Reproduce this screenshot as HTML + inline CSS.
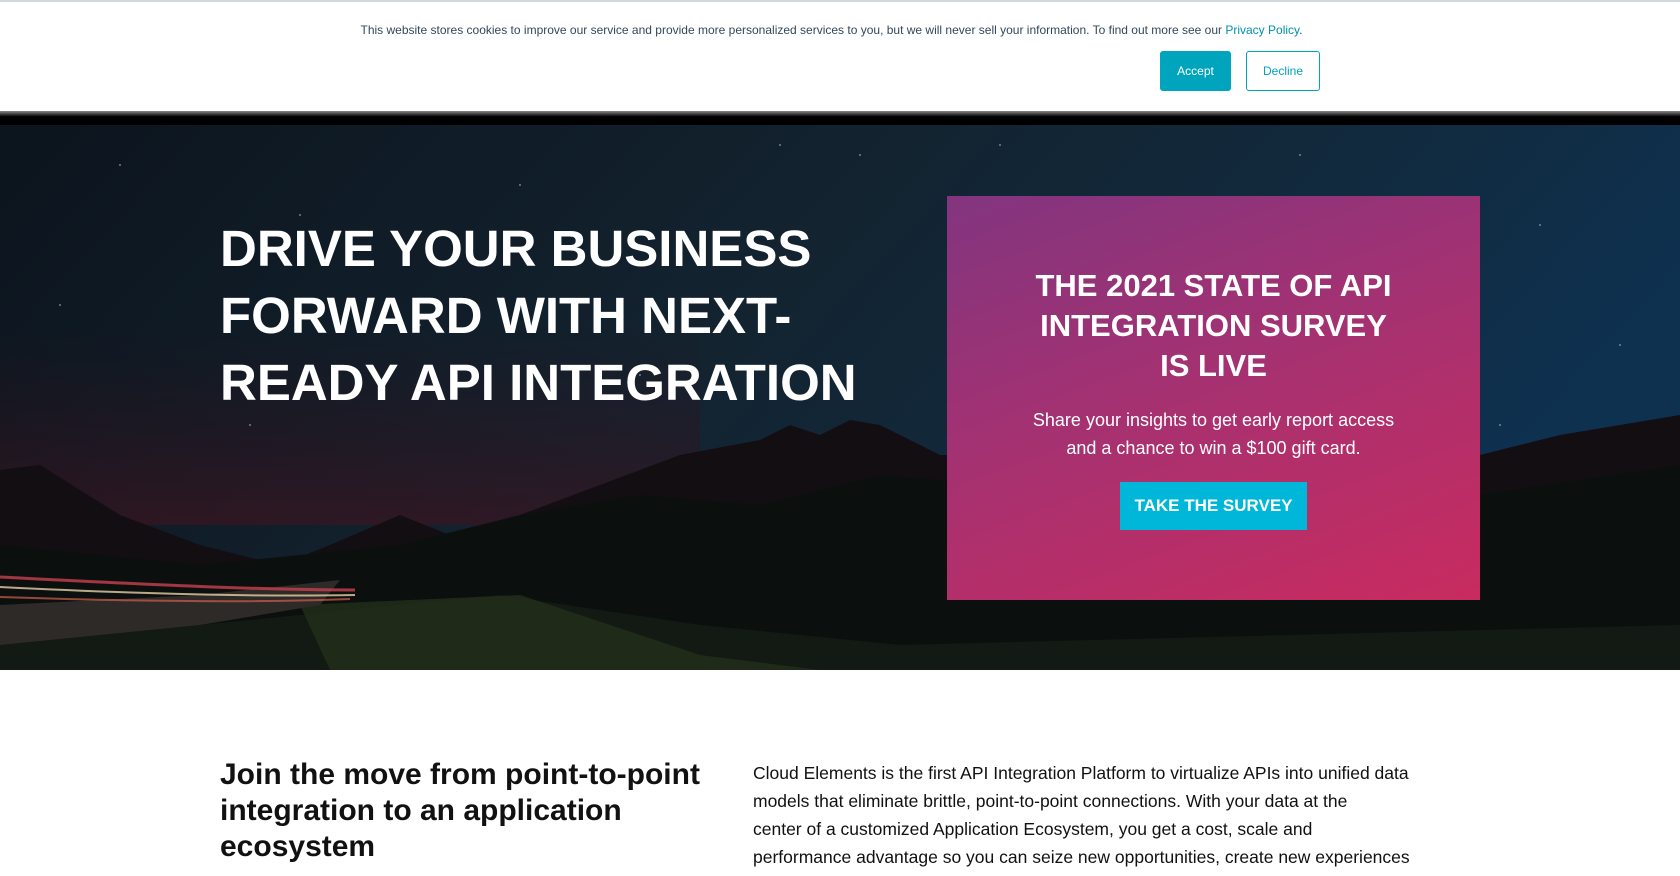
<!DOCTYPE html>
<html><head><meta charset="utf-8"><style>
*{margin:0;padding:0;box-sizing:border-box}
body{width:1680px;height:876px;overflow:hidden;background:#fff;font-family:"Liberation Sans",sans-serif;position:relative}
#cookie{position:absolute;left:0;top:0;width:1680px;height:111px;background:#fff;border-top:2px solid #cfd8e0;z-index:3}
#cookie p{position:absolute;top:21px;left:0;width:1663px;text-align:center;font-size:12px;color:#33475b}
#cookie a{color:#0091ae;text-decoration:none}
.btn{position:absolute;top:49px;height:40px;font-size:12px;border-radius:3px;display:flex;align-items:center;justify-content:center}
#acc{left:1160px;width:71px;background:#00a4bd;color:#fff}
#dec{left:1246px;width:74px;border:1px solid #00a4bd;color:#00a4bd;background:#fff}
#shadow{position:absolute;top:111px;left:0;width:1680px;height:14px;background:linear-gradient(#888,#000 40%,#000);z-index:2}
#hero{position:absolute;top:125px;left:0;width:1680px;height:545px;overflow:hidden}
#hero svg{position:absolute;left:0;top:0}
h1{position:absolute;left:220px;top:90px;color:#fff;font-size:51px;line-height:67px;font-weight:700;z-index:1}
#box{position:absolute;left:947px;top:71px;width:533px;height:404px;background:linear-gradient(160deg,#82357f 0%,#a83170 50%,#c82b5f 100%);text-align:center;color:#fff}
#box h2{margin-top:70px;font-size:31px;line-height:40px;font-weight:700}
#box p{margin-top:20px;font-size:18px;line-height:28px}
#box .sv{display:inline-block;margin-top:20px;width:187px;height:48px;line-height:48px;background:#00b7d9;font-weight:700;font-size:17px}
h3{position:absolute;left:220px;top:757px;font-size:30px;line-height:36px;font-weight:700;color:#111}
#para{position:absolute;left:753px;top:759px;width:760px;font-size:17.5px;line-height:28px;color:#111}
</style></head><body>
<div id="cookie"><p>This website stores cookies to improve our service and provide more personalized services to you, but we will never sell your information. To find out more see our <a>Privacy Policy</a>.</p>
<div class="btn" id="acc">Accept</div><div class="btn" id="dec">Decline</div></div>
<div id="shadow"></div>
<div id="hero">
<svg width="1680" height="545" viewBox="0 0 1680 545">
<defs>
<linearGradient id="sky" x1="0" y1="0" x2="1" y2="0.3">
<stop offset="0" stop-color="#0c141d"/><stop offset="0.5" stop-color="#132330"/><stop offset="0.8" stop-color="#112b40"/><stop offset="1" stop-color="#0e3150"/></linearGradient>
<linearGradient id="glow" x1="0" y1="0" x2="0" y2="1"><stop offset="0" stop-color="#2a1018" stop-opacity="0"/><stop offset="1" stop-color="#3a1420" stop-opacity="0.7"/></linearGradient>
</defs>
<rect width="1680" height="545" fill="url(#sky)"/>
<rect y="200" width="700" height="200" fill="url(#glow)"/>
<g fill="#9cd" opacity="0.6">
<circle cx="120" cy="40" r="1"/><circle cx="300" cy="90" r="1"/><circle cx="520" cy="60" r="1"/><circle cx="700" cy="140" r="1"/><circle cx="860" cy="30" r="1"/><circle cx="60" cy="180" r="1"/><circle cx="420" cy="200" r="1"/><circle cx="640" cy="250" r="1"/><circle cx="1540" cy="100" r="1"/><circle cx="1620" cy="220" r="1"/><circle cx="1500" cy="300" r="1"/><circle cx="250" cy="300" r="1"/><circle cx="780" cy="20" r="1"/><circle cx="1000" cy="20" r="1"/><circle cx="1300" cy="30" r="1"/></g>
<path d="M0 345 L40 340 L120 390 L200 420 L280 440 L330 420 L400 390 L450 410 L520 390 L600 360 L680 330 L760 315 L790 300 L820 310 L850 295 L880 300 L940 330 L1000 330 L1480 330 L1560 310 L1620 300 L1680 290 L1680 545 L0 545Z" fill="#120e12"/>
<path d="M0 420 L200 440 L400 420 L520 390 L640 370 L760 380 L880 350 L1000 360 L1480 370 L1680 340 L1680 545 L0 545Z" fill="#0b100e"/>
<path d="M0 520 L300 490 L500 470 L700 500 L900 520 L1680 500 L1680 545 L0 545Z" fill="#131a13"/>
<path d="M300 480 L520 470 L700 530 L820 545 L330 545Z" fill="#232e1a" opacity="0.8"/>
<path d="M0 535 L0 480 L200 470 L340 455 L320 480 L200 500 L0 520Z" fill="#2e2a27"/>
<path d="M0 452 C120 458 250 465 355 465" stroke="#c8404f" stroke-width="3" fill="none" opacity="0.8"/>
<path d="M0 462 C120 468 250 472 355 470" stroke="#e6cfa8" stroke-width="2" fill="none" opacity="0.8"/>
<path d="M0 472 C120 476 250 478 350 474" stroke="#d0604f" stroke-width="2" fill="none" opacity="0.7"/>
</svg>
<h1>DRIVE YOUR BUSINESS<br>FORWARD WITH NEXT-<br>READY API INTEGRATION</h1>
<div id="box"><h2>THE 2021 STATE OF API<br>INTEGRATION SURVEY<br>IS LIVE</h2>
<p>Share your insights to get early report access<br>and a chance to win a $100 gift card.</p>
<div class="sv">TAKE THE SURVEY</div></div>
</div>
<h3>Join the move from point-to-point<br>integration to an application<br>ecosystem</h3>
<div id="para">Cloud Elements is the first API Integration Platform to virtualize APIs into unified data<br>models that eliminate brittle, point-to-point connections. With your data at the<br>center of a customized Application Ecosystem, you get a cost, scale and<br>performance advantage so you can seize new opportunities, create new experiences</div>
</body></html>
··········
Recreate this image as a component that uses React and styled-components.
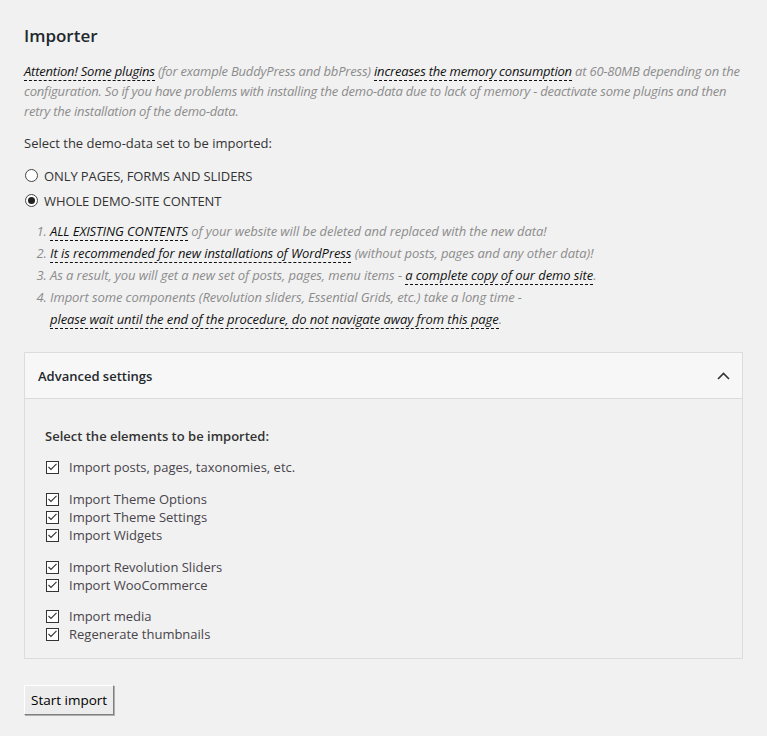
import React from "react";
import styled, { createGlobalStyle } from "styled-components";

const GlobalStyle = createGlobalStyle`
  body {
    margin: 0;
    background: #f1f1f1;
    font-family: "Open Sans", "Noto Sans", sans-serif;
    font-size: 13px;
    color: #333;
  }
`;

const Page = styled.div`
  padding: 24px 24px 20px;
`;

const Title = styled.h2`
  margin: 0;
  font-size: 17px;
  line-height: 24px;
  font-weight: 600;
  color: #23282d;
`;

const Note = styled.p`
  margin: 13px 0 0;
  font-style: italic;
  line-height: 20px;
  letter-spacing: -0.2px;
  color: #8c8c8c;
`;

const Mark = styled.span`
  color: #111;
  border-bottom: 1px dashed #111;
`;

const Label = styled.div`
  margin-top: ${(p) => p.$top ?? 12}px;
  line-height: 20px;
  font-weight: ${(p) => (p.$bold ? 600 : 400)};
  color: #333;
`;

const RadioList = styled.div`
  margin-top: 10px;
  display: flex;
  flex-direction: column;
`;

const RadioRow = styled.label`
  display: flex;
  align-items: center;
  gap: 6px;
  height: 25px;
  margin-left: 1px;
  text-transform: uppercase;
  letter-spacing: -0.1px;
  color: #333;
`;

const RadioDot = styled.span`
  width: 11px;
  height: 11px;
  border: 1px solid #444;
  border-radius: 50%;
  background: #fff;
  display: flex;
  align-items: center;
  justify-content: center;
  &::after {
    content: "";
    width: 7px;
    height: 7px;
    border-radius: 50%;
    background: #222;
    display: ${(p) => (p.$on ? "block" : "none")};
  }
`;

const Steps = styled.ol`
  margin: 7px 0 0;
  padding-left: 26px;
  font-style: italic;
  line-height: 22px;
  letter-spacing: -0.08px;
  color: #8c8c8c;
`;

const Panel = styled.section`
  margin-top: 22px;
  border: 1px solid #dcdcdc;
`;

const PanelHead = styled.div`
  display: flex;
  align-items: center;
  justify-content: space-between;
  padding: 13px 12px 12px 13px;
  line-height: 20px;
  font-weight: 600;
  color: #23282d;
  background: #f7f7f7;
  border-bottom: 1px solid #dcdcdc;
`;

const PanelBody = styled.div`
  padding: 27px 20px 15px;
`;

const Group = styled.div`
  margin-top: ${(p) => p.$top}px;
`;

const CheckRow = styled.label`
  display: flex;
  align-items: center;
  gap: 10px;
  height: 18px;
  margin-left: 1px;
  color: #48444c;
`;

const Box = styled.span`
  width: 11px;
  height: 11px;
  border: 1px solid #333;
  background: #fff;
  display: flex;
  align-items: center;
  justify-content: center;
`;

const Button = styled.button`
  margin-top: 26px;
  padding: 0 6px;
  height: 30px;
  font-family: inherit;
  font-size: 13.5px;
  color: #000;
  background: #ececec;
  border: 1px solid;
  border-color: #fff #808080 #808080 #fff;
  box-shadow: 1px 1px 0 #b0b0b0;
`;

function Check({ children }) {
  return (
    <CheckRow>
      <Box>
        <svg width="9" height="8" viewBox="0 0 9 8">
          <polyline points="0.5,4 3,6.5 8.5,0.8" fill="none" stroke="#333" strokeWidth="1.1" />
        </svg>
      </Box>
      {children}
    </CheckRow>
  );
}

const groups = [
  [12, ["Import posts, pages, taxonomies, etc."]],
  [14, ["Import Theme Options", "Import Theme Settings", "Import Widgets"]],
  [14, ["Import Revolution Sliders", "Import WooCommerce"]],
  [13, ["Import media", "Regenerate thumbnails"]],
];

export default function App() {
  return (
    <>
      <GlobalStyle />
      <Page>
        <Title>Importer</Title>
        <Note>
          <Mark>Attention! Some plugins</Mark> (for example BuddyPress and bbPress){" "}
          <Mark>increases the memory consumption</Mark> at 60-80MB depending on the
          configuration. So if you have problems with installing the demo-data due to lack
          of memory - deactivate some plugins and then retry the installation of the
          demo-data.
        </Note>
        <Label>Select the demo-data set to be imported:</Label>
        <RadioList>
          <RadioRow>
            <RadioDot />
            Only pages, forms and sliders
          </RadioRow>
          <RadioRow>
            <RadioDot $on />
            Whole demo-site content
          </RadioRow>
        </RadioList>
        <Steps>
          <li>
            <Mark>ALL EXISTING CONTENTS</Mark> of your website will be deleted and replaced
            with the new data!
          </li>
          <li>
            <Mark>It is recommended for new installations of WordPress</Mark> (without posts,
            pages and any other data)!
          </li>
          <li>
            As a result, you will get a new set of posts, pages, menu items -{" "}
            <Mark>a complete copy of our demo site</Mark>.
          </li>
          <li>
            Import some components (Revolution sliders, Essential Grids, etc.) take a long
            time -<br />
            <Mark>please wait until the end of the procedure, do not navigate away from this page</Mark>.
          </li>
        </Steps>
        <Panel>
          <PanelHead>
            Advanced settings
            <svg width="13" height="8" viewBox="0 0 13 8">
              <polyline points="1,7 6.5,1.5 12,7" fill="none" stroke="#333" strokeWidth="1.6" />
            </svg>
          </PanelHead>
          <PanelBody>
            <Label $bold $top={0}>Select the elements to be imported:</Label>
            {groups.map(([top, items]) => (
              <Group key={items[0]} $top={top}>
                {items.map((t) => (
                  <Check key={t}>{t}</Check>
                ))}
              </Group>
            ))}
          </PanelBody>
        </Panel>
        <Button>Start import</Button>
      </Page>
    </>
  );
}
··········
TASK DIRECTIONS: Pull out the lines above in which the word "inline" appears.

TASK RESPONSE:
Reproduce this screenshot as HTML + inline CSS.
#box .sv{display:inline-block;margin-top:20px;width:187px;height:48px;line-height:48px;background:#00b7d9;font-weight:700;font-size:17px}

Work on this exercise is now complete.